Dare to be different and serve your guests a slice of creamy, nutty quiche
Serves 6
Preparation time 55 minutes
Cooking time 25 minutes
Ingredients
- 250g shortcrust pastry
- 5 spring onions, trimmed and sliced
- 15g butter
- 150g Roquefort
- 3 large eggs, beaten
- 200g tub Asda crème fraîche
- 3tbsp lemon juice
- 3tbsp Asda walnut oil
- 0.5tsp Dijon mustard
- 1tsp clear honey
- 2 ripe pears, cored and diced
- 2 sticks celery, sliced
- 50g hazelnuts, toasted
Method
1 Preheat oven to 200C/Gas 6. Roll out the shortcrust pastry on a lightly floured surface to the thickness of a pound coin, and use to line a 20cm flan tin. Prick the base and lay a piece of foil on top, cover with baking beans or rice and bake for 10 minutes. Remove the beans and foil and continue baking for 3 minutes. Remove tin from oven and turn temperature down to 180C/Gas 4.

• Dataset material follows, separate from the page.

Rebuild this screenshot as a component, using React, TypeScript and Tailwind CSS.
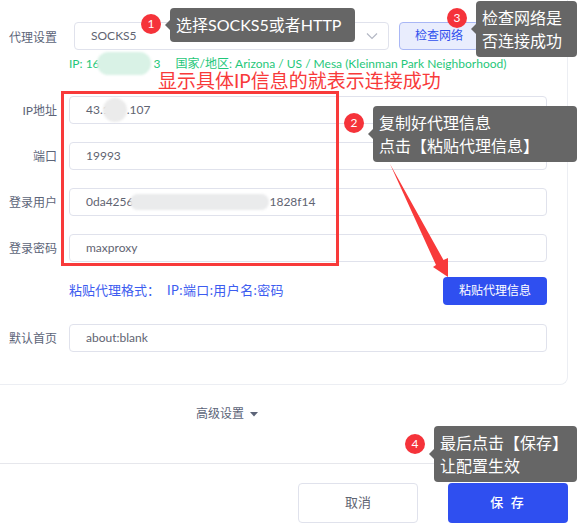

2 Meanwhile, cook the spring onions in the butter for about 3 minutes. Put the cheese in a bowl, mash with a fork, then add the eggs and the crème fraîche and beat until evenly mixed. Stir in the spring onions, then pour into the flan case and bake for 25 minutes, or until just set.
3 Whisk the lemon juice, oil, mustard and honey together and carefully mix in the pear, celery and nuts. Serve the relish with the quiche.